→ **To be done**:
Count lines, not occurrences: report how many lines in the records hold the string "page", and nothing else.

→ **Listed records**:

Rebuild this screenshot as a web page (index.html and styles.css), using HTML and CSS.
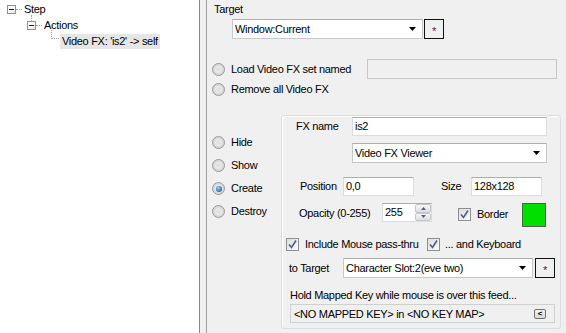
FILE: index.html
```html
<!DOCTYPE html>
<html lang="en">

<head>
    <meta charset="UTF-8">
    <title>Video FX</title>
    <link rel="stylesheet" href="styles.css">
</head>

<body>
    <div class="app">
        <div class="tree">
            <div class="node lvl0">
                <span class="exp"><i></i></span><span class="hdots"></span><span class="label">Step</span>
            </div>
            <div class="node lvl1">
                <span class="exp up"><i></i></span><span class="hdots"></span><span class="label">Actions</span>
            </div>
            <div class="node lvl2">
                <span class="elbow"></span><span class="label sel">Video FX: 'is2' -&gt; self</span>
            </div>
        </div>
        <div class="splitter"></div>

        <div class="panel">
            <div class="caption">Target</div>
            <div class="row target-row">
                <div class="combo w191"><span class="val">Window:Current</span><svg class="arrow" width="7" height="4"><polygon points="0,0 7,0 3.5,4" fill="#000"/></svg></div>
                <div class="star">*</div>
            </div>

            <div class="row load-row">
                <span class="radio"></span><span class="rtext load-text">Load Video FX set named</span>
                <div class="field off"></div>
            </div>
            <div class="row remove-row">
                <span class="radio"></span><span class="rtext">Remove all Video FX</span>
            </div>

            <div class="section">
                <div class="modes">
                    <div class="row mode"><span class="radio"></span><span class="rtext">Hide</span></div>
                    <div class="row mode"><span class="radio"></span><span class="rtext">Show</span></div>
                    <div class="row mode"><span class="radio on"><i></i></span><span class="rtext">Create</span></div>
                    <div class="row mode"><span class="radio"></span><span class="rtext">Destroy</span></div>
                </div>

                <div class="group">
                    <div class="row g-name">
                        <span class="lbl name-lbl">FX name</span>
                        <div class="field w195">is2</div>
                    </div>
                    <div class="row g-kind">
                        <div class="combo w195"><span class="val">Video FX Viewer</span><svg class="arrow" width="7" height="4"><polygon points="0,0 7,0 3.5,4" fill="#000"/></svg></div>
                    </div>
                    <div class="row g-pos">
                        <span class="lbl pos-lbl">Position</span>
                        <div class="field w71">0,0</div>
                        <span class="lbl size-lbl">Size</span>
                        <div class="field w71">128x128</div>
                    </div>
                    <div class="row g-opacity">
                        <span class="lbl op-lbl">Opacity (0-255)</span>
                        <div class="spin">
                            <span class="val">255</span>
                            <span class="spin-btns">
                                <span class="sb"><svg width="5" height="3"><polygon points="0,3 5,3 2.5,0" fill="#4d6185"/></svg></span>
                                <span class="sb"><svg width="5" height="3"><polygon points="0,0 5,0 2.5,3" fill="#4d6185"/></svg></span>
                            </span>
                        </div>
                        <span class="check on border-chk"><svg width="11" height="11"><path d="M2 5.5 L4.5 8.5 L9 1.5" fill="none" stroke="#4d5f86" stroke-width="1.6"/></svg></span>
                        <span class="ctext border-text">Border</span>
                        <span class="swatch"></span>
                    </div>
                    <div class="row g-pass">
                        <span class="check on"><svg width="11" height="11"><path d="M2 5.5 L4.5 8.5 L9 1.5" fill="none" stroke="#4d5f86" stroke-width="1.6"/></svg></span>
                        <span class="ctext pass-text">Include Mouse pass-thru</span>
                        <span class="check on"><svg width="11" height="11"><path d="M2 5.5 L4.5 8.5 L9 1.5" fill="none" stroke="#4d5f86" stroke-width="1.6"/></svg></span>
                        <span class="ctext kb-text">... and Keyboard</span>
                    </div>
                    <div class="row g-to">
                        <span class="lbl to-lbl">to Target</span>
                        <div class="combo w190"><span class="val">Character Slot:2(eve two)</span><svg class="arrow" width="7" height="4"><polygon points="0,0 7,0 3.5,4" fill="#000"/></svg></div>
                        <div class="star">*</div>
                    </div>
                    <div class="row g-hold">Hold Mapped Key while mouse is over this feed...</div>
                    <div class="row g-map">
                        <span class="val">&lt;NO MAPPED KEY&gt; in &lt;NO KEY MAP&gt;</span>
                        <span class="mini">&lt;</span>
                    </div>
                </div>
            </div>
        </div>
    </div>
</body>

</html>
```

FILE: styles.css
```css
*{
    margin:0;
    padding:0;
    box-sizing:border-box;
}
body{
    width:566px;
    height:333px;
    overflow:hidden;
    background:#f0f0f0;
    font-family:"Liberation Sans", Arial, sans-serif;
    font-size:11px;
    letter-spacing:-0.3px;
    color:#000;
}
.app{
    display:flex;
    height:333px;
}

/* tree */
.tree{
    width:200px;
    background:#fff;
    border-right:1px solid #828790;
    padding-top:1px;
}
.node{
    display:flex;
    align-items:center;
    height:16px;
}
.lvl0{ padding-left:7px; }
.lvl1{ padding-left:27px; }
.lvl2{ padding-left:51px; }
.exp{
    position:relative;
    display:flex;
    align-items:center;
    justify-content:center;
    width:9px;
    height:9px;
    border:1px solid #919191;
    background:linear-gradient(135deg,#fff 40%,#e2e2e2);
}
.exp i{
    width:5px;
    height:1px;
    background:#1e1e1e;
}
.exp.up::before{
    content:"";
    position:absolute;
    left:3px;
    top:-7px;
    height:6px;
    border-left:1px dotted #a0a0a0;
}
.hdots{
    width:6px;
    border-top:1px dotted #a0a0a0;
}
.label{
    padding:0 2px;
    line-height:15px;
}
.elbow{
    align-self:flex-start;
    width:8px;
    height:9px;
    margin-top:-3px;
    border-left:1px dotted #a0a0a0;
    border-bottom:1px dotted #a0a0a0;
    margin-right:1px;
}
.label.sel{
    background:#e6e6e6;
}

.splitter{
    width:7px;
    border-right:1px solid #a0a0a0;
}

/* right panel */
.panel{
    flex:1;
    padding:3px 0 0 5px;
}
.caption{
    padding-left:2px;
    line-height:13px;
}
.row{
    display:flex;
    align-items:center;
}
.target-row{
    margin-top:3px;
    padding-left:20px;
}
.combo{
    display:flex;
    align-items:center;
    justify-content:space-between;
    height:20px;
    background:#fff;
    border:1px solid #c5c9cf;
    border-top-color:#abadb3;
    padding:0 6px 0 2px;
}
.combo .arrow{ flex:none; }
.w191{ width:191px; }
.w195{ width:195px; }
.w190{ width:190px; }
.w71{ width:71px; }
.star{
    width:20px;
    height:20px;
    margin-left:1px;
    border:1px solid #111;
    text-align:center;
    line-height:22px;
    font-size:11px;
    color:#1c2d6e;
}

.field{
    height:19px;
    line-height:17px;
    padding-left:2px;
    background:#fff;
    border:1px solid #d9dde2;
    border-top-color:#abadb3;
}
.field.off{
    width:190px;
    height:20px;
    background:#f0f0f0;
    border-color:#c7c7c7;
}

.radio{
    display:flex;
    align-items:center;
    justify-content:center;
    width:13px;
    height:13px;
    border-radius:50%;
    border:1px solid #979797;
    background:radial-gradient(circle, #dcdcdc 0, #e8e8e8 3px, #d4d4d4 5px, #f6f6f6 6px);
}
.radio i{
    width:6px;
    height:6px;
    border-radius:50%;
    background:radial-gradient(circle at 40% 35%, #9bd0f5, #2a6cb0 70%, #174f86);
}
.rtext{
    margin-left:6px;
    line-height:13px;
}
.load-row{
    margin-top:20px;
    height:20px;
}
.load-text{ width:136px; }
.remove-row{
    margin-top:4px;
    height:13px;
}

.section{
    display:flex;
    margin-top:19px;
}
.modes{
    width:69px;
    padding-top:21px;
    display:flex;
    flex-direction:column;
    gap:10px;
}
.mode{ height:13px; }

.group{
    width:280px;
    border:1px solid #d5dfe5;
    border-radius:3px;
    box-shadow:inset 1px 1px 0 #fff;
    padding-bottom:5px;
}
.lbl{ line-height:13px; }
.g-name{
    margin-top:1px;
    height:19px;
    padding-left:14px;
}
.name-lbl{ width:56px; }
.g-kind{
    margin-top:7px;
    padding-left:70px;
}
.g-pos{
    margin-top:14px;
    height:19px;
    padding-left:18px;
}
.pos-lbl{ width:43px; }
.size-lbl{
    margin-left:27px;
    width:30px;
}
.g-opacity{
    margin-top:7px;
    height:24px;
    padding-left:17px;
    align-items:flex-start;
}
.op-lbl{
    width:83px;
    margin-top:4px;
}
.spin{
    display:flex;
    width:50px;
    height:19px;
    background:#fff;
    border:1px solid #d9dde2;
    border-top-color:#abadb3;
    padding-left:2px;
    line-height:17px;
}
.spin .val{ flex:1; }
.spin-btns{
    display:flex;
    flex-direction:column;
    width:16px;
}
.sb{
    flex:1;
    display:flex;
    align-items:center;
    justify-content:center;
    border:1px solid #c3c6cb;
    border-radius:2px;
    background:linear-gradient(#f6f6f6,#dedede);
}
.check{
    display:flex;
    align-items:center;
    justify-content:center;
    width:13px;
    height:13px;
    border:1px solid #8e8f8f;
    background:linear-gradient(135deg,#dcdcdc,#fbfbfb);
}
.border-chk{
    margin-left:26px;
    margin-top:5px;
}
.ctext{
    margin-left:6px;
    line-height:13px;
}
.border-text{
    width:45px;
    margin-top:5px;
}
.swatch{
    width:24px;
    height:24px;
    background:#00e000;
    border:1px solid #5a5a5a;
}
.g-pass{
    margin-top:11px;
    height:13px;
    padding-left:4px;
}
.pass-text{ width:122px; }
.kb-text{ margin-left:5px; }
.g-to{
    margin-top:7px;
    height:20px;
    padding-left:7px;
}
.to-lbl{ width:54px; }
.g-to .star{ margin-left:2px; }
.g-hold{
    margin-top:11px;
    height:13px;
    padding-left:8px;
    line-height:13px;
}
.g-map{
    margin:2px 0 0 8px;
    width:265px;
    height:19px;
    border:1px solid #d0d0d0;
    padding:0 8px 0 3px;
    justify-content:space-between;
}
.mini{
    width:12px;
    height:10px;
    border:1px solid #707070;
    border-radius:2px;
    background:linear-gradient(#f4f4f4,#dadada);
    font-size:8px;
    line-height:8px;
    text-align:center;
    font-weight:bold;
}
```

...

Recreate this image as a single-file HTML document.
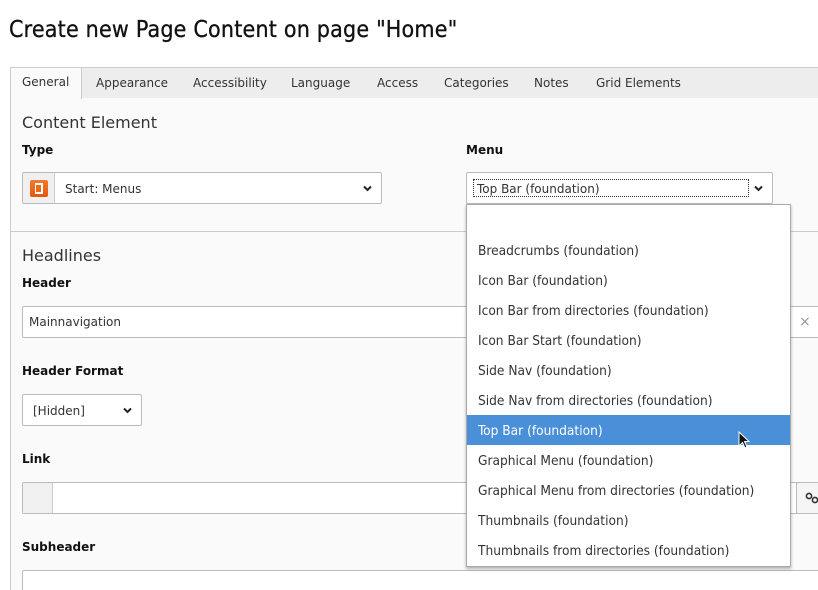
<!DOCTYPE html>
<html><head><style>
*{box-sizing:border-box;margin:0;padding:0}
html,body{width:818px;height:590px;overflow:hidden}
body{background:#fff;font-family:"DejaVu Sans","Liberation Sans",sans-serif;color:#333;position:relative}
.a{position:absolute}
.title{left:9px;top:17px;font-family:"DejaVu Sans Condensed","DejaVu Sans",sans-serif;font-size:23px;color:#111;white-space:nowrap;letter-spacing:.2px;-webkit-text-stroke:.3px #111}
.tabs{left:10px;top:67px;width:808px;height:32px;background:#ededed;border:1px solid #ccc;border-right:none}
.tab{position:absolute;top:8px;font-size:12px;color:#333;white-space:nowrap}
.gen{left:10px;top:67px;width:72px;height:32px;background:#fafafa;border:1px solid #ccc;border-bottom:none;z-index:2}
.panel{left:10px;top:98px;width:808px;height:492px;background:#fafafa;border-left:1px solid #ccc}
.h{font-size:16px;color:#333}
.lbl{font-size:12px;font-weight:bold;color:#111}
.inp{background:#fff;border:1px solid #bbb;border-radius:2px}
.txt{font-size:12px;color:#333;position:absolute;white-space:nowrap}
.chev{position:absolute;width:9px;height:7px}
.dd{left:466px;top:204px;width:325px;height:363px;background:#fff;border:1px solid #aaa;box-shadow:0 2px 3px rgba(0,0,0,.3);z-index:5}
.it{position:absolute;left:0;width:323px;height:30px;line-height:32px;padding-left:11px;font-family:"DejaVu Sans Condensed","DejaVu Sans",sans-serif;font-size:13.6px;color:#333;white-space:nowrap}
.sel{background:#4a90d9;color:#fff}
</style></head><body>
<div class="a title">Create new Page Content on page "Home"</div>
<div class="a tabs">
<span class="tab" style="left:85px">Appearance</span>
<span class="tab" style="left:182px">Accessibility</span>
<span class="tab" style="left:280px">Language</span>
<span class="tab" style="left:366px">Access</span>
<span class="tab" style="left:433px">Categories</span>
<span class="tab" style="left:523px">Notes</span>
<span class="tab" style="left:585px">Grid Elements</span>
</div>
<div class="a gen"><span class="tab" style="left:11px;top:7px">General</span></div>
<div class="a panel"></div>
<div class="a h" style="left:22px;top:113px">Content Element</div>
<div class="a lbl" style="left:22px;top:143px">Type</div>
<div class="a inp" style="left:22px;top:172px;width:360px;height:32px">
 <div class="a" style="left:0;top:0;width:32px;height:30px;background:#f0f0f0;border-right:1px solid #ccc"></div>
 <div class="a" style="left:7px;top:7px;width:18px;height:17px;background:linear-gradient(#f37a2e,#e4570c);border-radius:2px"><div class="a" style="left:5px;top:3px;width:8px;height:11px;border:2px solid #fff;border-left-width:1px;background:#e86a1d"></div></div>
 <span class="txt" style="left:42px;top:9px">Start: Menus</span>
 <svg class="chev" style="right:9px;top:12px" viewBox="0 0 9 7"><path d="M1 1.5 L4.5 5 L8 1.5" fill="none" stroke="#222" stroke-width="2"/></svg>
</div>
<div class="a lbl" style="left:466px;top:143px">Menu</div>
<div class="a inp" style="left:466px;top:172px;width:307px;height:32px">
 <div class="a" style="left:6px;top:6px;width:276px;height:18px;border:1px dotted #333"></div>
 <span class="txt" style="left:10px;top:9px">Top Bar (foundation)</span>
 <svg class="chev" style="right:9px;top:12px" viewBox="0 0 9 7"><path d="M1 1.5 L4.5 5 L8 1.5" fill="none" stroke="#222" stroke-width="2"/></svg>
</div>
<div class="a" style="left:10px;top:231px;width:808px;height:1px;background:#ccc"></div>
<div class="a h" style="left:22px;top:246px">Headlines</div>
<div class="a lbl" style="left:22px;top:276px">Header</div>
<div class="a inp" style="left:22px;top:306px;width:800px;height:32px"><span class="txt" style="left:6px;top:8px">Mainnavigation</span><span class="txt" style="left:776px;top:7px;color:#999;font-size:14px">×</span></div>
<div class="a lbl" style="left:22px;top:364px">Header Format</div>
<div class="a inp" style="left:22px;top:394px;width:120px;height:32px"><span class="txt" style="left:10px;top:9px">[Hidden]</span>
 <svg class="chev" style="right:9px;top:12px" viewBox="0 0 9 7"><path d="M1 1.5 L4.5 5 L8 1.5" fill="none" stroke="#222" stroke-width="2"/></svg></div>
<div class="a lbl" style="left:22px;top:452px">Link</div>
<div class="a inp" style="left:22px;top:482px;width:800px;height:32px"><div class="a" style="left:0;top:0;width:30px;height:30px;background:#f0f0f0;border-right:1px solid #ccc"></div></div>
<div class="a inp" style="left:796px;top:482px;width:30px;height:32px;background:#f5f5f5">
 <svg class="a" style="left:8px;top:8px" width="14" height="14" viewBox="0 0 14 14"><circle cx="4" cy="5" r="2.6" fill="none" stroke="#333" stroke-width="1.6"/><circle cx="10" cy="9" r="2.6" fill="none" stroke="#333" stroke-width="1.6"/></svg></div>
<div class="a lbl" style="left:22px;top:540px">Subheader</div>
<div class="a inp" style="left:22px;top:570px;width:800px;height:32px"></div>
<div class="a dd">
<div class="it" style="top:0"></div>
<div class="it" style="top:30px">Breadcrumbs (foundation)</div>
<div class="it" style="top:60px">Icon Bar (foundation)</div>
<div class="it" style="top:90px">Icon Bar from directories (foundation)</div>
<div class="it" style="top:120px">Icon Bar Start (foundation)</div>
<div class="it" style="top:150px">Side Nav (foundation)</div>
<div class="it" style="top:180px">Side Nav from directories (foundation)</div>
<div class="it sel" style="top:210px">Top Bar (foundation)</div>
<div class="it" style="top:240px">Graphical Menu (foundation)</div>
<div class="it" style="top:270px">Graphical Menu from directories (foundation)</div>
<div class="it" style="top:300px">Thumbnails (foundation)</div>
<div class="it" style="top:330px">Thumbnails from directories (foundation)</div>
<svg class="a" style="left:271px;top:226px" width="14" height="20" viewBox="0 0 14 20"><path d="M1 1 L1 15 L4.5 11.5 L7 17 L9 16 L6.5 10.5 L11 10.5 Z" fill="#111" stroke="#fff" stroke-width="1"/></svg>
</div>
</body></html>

→ **Output of the exercise**:
2